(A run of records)
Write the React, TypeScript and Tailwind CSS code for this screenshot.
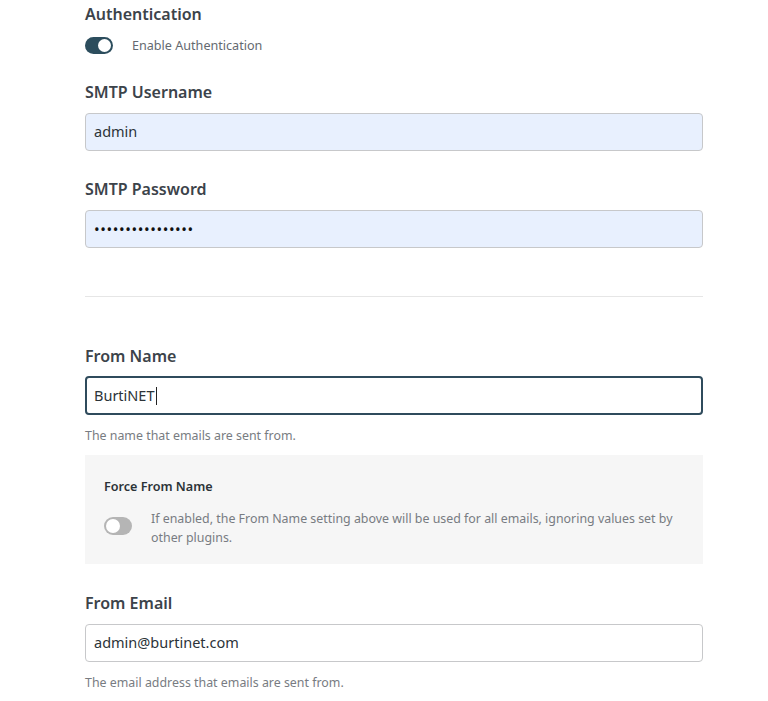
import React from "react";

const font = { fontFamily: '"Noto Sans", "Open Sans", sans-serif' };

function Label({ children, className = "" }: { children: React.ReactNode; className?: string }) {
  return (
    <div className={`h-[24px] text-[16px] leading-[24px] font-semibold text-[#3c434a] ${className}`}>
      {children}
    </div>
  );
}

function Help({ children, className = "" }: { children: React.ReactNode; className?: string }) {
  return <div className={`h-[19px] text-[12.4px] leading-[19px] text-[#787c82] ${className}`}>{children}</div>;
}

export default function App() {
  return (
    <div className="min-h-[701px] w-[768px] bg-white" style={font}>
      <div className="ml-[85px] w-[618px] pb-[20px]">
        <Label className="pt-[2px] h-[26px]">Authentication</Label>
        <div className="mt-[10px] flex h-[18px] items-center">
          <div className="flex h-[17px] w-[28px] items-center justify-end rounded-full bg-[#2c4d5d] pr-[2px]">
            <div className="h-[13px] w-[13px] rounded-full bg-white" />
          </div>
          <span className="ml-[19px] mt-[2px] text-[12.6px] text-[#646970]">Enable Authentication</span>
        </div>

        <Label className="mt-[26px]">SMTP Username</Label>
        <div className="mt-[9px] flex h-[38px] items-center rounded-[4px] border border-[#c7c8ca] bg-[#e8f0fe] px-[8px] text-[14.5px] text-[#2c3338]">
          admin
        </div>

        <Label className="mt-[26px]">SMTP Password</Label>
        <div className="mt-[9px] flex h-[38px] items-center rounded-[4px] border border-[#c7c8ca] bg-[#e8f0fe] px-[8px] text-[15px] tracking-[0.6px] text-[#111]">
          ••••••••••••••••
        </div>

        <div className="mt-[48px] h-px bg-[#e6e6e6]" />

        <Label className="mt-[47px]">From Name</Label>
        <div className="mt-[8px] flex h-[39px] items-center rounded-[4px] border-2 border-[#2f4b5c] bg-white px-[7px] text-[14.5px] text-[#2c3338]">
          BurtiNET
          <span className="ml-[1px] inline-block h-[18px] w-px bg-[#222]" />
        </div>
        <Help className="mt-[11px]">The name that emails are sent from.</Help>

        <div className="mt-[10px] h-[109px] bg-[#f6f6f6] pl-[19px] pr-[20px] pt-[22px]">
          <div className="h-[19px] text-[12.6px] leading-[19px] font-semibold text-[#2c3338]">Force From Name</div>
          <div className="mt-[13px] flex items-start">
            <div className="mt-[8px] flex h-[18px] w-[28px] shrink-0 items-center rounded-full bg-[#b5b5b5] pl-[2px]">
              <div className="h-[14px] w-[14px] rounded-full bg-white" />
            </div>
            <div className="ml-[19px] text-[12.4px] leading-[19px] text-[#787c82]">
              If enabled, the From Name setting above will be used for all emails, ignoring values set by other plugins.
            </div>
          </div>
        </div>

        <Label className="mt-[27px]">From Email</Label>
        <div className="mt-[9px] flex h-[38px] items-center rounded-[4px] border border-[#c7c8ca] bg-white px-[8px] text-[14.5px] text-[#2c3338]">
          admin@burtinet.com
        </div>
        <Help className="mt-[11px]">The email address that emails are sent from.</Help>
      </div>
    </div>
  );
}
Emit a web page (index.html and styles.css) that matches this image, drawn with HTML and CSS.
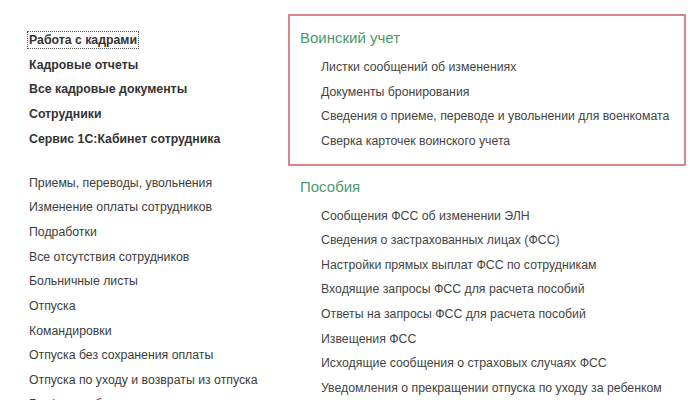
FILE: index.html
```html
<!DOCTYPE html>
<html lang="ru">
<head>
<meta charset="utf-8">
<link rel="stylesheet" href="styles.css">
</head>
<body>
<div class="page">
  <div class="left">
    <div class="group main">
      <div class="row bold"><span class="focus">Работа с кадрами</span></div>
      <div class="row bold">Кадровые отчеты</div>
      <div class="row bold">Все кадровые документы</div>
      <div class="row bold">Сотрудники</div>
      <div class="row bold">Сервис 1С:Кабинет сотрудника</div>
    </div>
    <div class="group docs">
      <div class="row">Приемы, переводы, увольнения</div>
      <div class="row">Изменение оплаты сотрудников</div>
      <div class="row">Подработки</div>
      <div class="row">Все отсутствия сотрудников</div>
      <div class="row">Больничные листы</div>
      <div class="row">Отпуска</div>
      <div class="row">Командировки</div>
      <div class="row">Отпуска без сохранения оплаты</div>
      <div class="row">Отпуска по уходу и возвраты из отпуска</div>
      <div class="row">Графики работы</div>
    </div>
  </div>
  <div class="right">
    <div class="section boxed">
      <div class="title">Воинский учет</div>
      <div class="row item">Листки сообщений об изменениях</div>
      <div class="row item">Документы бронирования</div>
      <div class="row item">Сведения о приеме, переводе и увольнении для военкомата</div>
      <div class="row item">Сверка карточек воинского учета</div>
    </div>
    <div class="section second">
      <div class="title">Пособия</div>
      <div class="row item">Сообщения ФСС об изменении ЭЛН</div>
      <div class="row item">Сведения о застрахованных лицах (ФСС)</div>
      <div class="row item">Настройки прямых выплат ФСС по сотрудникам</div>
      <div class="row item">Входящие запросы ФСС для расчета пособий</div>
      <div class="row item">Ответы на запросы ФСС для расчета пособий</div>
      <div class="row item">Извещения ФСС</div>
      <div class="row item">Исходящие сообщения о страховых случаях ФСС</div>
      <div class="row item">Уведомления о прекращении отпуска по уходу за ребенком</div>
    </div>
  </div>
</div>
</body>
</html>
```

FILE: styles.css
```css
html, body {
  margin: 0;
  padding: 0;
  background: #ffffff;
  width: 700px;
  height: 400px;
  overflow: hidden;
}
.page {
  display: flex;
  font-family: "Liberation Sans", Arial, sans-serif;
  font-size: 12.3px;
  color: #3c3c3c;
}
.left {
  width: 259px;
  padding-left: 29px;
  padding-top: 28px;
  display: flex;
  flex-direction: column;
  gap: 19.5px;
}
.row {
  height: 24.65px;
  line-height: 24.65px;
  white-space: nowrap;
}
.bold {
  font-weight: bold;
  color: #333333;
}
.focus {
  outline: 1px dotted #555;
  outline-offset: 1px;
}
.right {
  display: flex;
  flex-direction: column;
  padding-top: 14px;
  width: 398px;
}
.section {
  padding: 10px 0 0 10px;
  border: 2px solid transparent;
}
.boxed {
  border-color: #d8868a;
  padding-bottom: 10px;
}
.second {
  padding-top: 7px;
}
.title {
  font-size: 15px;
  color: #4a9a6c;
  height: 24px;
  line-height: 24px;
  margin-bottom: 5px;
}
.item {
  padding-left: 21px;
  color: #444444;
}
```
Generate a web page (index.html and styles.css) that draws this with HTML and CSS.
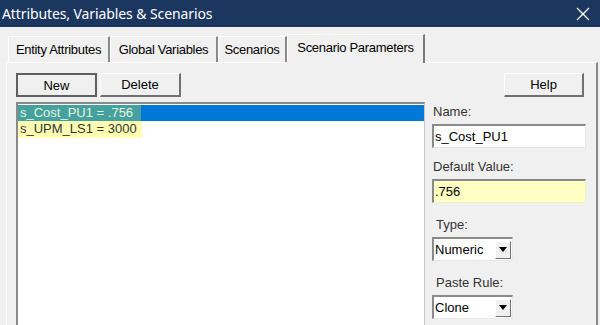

Exercise requirements
Identify how many lines in the entries above contain the word "index" and provide only that figure.

Solution to the exercise
3